O professor ainda reitera que, além dos evidentes avanços científicos, a pesquisa também influencia a forma que a ciência é ensinada nas escolas hoje. “Nós sabemos que a física clássica já não é capaz de explicar todos os fenômenos e é preciso que os alunos tenham uma visão mais ampla das forças da natureza, aprendam os fenômenos da forma como acontecem (através da eletrodinâmica quântica) para aprimorar esse conteúdo futuramente”, afirma.
Saiba mais sobre o LHC
O LHC (do inglês: Large Hadron Collider ou Grande Colisor de Hádrons) é o maior e mais poderoso acelerador de partículas do mundo. Localizado a 100 metros abaixo do solo em Genebra, na Suíça, ele é formado por um tubo circular de 26,7 km de circunferência e 7m de diâmetro. Sua construção durou 20 anos e custou cerca de 10 bilhões de dólares, além de envolver milhares de cientistas. A quantidade de energia necessária para que o aparelho funcione seria o suficiente para alimentar 1,2 milhão de lâmpadas incandescentes de 100 watts. É um dos experimentos do Cern (Organização Europeia para Pesquisa Nuclear), local onde a internet foi inventada.
Mas como ele funciona? Os cientistas aceleram partículas no anel do LHC, a velocidades muito próximas à da luz, disparando dois feixes de energia em direções opostas. As partículas são aceleradas por campos elétricos e guiadas por campos magnéticos, capazes de desviar sua trajetória. Através da colisão, fenômenos muito raros, descritos pela física moderna, podem ser observados.
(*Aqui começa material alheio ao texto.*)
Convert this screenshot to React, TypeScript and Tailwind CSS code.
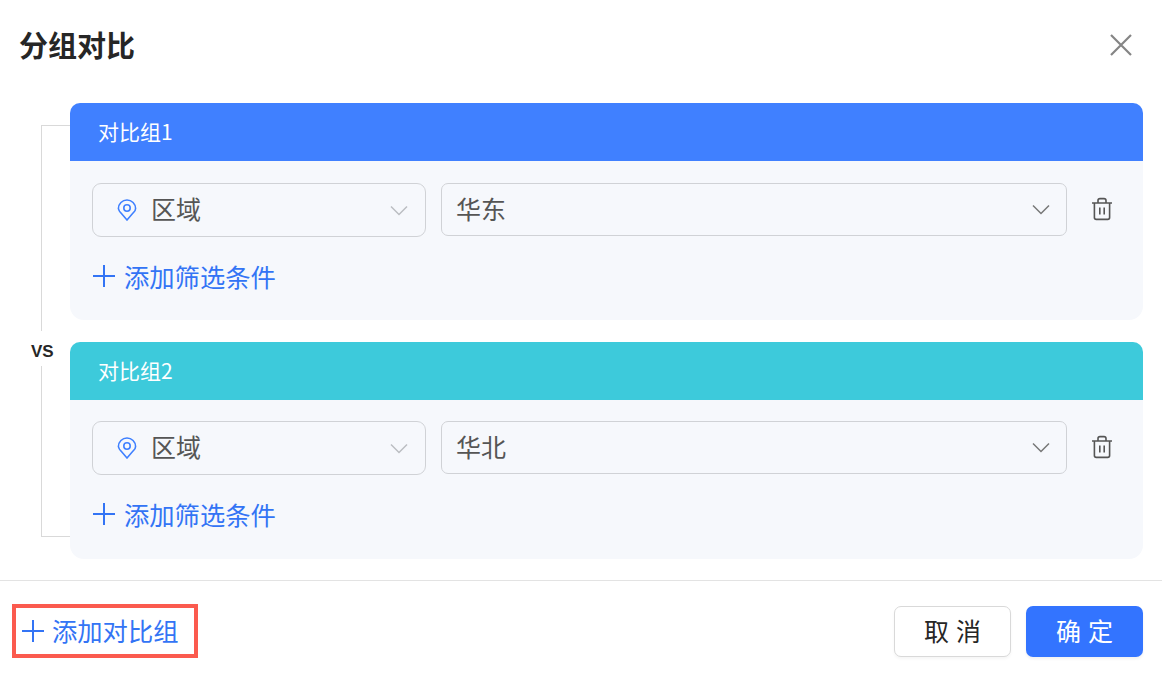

Mas para que isso seja possível, são necessários sensores para captar as informações geradas pelos eventos. Os produtos das colisões decaem em um tempo tão curto que, para observar esses fenômenos, são necessários detectores. São cerca de 150 milhões de sensores, fornecendo informações 40 milhões de vezes por segundo. É o equivalente a 1 Terabyte TB de dados sendo gerados por segundo. Se guardar esses dados já é complicado, imagine analisá-los. Para solucionar esse problema, o Cern construiu uma Grade Mundial de Computação, que conecta cerca de 80 mil computadores para realizar a análise.
A partir do LHC, é possível conduzir pesquisas que simulam as condições do Big Bang, além de encontrar resultados que podem consolidar a estrutura da teoria vigente de física de partículas. Um dos casos foi a confirmação, em 2012, da existência do chamado Bóson de Higgs ou a Partícula de Deus, partícula elementar que explica a origem das massas das partículas – após o Big Bang, as partículas não possuíam massa, que seria recebida através do Bóson de Higgs. A pesquisa recebeu o Prêmio Nobel de Física e contou com a participação da equipe do professor Luciano Filho.